Il s’agissait moins d’un accompagnement de Betty que d’une extension de cette façon de raconter et de décrire un monde en formation : il s’agit plus d’un territoire que d’un jeu d’histoires courtes ; un cadre esquissé d’espaces morcelés, de temps possibles, un archipel narratif. Ce sont les différents organismes d’une sorte de monde d’idées, des idées ayant emporté des corps, avec pour objets, le plus souvent, des motifs sociaux, politiques.
À mesure que j’avançais à travers le champ psychoactif et ses dérèglements vers quelque chose comme une méthode, celle-ci me libérait peu à peu des conditions expérimentales qui l’avaient fait naître : en effet, ce qu’on apprend à voir et à faire dans ces états de désordre de la conscience ne peut être désappris, ne disparaît pas dans une sorte de réveil théorique. Je venais d’intérioriser les déclarations de Pollock qui affirmait avoir appris à regarder et comprendre la peinture sous acide, et pouvoir ensuite reconvoquer à n’importe quel moment de sa vie le fruit cet apprentissage.

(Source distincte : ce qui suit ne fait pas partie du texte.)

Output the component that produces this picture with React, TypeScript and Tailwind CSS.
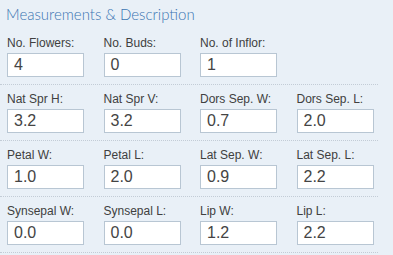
import React from "react";

const rows: [string, string][][] = [
  [
    ["No. Flowers:", "4"],
    ["No. Buds:", "0"],
    ["No. of Inflor:", "1"],
  ],
  [
    ["Nat Spr H:", "3.2"],
    ["Nat Spr V:", "3.2"],
    ["Dors Sep. W:", "0.7"],
    ["Dors Sep. L:", "2.0"],
  ],
  [
    ["Petal W:", "1.0"],
    ["Petal L:", "2.0"],
    ["Lat Sep. W:", "0.9"],
    ["Lat Sep. L:", "2.2"],
  ],
  [
    ["Synsepal W:", "0.0"],
    ["Synsepal L:", "0.0"],
    ["Lip W:", "1.2"],
    ["Lip L:", "2.2"],
  ],
];

export default function App() {
  return (
    <div className="w-[393px] h-[255px] overflow-hidden bg-[#e9f0f7] font-['Liberation_Sans',Arial,sans-serif]">
      <div className="h-[29px] pl-[6px] pt-[4px] text-[15px] leading-[20px] text-[#3a74b2] font-['Lato','Noto_Sans',sans-serif] font-light">
        Measurements &amp; Description
      </div>
      {rows.map((row, i) => (
        <div
          key={i}
          className="w-[378px] pl-[7px] pt-[6px] pb-[7px] border-b border-dotted border-[#c3ccd6] grid grid-cols-[repeat(4,77px)] gap-x-[19.5px]"
        >
          {row.map(([label, value]) => (
            <div key={label} className="flex flex-col gap-[2px]">
              <div className="text-[12px] leading-[16px] text-[#404040] whitespace-nowrap">{label}</div>
              <div className="h-[24px] bg-white border border-[#b8c6d3] pl-[6px] flex items-center text-[16px] text-[#444]">
                {value}
              </div>
            </div>
          ))}
        </div>
      ))}
    </div>
  );
}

Ce que, pratiquement, l’écriture de Betty me permettait d’améliorer des expériences de direction rythmique d’une lecture, c’était un éventail de possibles ralentisseurs : la fugacité décourageante qu’on surprend souvent dans la lecture d’une bande dessinée est sans doute dûe à la sujétion du dessin à la partie immédiatement intelligible du récit, celle du texte s’inscrivant sur la page. Dans un furtif mouvement du regard et de l’esprit, on peut surprendre le lecteur entretenant devant le dessin un mode vérificatoire (vérification qu’il s’articule bien, illustrativement, au discours), ponctué assez rarement par une brève estimation de la valeur esthétique générale, elle-même vérificatoire de l’authenticité (présence spectrale et autorité de l’auteur). Que le dessin raconte plus que le texte, qu’il raconte autre chose, autrement, voire même que le texte puisse être subalterne malgré sa convocation visible d’énoncés à des sillages invisiblement discursifs, voilà ce que ne permet pas d’imaginer ce type de lecture empressée qui ramène la bande dessinée, au fond, à une vague version séquencée du texte illustré. Engorger de couleurs ou saturer de buissons graphiques les zones d’intelligibilité, déployer des jeux de masses plastiques susceptibles de ralentir un instant les articulations du récit, crisper ses rotules, endommager le fonctionnement linéaire de la lecture par des courts-circuits entre les formes, les cases, les figures, les thèmes, ou encore amener simplement le texte à ses franges d’illisibilité par sa brutale apparition matériologique (écriture qui s’empêtre jusqu’au gribouillage en s’arrachant à la zone diégétique, sursaut hors du rêve éveillé des lectures immersives), voilà autant de machines démachinantes et de détournement des flux illusionnistes de l’histoire par toutes sortes d’autres flux.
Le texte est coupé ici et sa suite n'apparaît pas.